From the records below, copy every line that contains the word "with".

>>>>

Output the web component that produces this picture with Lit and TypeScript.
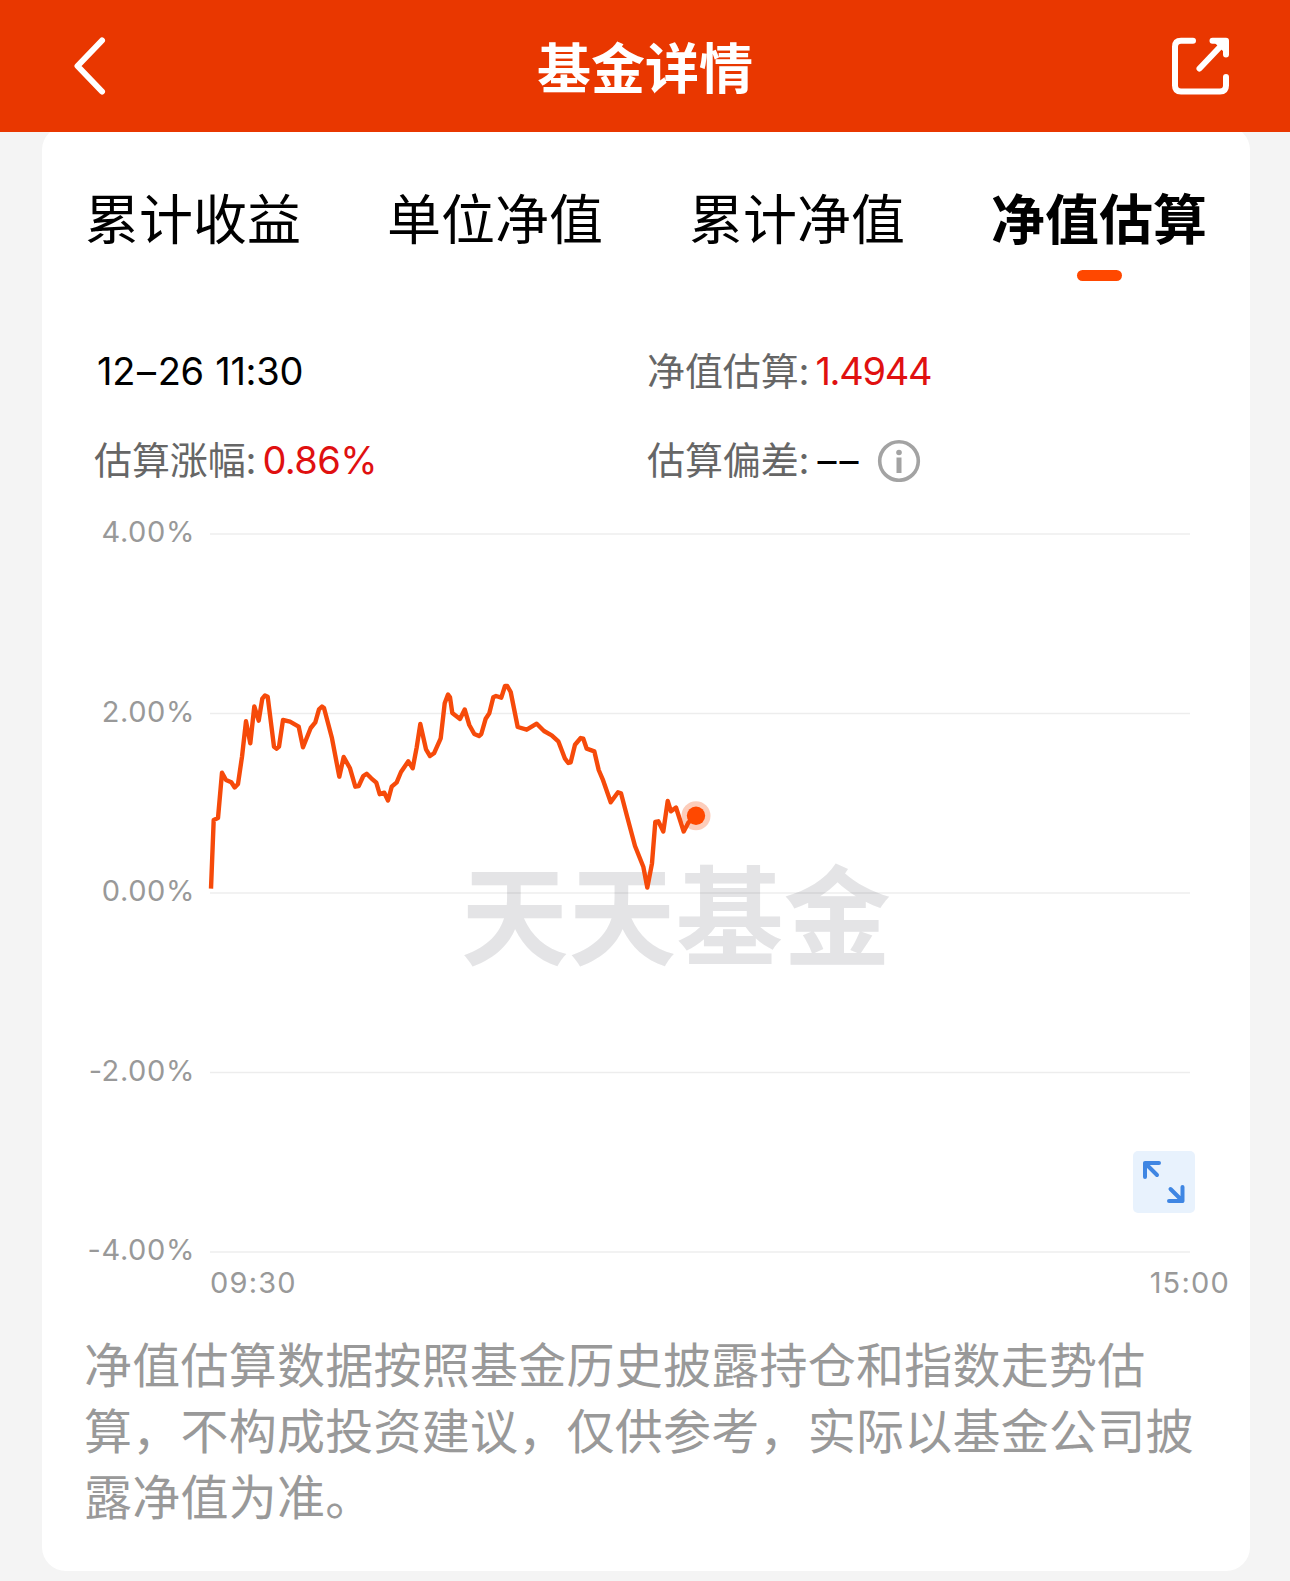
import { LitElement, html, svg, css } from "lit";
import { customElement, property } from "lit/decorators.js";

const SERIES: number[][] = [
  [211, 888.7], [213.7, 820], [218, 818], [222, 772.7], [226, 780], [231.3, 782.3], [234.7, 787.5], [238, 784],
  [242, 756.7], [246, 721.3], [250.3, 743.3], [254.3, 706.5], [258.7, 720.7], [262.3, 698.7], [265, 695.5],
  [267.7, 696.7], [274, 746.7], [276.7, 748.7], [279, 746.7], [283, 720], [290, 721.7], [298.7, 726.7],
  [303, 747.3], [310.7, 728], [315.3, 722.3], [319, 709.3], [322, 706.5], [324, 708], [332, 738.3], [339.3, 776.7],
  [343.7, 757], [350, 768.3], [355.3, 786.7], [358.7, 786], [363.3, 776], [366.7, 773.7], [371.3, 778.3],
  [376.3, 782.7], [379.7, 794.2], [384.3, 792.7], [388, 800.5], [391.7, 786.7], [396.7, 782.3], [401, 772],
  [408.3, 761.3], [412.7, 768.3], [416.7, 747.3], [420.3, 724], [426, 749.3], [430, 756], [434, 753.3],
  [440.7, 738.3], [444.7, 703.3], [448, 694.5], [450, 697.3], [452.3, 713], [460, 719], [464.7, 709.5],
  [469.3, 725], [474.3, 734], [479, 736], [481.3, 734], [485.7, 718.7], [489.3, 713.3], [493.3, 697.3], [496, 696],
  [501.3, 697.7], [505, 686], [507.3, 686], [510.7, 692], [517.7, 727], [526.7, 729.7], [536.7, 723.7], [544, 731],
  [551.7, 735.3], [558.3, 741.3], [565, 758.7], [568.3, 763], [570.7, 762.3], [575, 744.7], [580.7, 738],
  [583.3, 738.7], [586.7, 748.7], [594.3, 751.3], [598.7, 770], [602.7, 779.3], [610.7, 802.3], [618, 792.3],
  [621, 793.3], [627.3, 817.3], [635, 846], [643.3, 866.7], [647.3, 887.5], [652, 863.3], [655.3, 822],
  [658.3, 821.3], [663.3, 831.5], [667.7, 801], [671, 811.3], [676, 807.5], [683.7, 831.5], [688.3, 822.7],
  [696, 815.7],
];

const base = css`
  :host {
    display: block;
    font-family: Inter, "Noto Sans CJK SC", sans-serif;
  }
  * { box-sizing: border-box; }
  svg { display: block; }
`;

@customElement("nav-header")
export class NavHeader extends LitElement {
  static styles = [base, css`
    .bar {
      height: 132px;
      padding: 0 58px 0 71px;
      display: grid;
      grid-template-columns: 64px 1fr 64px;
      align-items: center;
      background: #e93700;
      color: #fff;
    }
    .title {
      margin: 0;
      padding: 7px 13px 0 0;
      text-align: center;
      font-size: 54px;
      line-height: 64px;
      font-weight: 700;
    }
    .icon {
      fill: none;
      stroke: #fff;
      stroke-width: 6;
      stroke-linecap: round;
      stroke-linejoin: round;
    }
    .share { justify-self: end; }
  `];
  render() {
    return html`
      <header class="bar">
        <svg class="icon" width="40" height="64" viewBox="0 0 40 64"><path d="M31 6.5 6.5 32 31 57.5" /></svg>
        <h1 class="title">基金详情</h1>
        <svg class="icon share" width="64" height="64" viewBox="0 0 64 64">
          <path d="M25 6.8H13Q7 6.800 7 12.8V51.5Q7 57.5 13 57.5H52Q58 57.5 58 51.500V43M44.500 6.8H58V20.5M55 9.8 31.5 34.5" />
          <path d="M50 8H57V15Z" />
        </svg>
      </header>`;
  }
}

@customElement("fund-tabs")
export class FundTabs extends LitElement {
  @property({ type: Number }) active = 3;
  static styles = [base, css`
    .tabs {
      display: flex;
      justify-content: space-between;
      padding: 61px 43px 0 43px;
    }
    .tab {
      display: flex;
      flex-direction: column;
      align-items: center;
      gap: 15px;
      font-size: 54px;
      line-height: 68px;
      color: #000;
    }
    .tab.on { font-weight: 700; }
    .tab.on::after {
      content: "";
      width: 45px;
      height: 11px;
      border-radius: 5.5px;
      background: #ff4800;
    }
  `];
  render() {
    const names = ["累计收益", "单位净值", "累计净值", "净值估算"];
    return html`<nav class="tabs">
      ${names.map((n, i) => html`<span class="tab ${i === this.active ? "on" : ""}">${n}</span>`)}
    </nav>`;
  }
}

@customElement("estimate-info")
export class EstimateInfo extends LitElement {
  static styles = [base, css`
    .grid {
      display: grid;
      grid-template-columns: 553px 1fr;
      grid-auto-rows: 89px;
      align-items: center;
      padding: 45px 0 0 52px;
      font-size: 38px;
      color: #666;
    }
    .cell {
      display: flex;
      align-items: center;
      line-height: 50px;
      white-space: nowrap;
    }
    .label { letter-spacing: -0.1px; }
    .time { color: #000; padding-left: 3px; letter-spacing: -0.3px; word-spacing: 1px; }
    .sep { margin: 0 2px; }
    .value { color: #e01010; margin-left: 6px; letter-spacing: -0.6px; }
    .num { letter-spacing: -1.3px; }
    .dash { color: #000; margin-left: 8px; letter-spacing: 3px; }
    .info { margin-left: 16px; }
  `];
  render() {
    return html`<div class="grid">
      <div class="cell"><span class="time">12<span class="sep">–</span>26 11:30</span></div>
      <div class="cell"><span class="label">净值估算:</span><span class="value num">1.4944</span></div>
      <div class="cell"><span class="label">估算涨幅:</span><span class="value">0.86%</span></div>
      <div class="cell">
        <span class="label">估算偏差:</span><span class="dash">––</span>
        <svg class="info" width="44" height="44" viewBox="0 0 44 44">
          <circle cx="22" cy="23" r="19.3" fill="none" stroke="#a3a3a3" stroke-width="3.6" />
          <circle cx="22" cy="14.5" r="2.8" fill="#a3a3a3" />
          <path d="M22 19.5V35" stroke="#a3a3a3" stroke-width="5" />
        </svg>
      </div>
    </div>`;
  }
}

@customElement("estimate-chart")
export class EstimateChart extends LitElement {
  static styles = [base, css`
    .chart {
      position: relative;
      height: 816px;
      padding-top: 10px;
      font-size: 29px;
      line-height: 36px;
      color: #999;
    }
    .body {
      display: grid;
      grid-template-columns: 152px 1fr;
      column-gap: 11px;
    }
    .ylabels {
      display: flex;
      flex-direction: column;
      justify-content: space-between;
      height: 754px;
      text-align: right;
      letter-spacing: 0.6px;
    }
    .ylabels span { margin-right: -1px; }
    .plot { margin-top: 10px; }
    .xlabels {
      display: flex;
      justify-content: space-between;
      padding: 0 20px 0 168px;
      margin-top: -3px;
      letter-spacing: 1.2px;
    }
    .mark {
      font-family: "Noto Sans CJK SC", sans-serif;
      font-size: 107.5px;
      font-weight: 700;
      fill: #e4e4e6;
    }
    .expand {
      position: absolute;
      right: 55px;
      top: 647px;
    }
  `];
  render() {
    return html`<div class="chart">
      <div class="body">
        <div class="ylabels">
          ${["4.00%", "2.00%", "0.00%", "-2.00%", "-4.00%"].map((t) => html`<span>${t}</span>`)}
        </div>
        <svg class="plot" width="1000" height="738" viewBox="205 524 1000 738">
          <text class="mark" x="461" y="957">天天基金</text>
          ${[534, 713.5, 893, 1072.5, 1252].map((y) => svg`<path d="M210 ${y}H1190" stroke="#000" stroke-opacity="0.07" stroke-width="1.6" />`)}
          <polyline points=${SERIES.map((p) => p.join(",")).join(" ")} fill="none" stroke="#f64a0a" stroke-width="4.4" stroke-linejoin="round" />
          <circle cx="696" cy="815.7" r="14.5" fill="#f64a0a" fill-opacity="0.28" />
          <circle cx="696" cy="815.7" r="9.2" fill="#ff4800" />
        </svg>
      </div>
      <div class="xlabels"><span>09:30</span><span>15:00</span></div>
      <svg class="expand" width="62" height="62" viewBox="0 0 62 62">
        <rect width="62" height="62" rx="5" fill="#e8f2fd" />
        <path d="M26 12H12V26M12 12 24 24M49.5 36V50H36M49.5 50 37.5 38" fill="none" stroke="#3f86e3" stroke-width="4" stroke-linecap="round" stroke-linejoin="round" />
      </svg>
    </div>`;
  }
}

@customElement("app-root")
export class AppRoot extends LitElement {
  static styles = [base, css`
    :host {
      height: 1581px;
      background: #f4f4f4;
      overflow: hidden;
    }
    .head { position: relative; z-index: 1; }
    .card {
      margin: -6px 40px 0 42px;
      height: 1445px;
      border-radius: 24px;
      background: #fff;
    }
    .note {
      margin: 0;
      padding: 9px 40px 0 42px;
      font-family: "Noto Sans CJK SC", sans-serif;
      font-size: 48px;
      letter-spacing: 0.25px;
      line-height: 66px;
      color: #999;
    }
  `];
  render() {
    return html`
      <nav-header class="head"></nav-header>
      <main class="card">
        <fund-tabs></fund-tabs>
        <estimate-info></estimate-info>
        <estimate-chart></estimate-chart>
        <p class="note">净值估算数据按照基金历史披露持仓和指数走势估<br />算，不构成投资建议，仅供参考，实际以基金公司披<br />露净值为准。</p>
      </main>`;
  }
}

<<<<
>>>>

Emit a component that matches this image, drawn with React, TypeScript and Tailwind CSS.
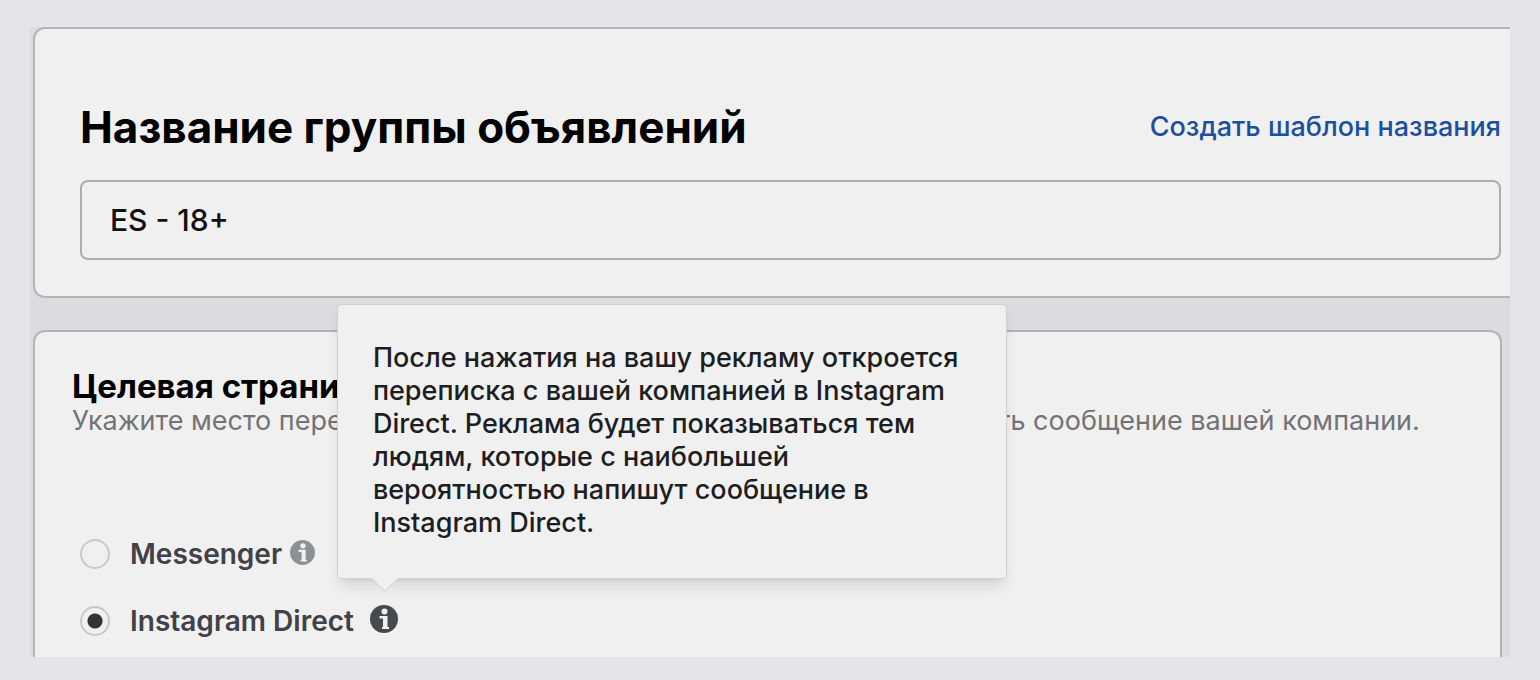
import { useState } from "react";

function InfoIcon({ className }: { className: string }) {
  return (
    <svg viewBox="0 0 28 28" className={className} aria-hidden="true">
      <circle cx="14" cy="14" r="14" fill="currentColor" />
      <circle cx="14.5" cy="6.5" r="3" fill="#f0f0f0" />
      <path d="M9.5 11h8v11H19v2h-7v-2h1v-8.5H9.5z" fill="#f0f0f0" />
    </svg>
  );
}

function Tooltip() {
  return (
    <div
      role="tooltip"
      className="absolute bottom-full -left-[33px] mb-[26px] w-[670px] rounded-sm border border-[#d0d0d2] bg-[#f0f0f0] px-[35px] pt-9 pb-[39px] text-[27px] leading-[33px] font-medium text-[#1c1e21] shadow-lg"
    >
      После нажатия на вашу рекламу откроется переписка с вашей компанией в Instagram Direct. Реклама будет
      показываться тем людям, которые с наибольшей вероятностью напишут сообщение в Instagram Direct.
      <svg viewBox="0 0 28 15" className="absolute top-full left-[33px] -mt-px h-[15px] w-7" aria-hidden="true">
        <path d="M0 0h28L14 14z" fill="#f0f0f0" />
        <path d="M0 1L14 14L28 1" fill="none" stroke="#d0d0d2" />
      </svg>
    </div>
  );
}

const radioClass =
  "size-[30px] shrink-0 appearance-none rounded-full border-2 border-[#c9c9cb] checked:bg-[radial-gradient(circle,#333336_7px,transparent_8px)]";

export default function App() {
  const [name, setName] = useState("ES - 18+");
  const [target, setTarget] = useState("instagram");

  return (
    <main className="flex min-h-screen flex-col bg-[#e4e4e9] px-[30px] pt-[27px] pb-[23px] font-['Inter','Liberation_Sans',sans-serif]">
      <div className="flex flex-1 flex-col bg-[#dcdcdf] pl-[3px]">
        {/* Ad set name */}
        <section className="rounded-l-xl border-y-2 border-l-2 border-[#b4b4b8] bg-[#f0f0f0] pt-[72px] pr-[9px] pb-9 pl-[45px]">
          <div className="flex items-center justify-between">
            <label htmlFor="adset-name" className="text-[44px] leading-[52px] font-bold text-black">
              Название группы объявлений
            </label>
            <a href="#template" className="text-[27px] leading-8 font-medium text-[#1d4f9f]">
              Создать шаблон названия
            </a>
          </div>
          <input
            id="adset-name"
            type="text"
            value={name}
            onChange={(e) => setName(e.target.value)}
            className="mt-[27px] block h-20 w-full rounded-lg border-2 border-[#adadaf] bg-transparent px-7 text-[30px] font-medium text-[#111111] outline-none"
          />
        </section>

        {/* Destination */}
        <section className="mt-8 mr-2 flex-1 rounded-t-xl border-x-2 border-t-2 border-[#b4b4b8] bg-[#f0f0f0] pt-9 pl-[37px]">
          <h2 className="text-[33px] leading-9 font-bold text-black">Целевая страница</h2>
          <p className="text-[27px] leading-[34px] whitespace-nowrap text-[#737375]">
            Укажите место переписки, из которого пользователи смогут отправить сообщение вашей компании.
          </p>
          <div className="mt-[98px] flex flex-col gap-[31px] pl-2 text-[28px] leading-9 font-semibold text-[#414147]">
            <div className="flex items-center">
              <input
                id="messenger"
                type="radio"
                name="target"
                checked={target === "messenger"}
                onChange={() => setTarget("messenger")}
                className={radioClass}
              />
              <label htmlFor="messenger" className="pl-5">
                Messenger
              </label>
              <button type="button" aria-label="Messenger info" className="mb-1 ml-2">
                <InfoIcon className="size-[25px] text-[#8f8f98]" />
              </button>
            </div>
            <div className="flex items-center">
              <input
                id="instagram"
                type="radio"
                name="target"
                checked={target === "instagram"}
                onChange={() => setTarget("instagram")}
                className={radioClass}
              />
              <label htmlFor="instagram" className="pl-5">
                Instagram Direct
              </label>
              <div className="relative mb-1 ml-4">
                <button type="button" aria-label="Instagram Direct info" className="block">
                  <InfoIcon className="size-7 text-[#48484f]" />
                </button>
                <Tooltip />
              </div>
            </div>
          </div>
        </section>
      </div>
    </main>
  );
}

<<<<

Worked solution
Output the web component that produces this picture with Lit and TypeScript.
Emit a component that matches this image, drawn with React, TypeScript and Tailwind CSS.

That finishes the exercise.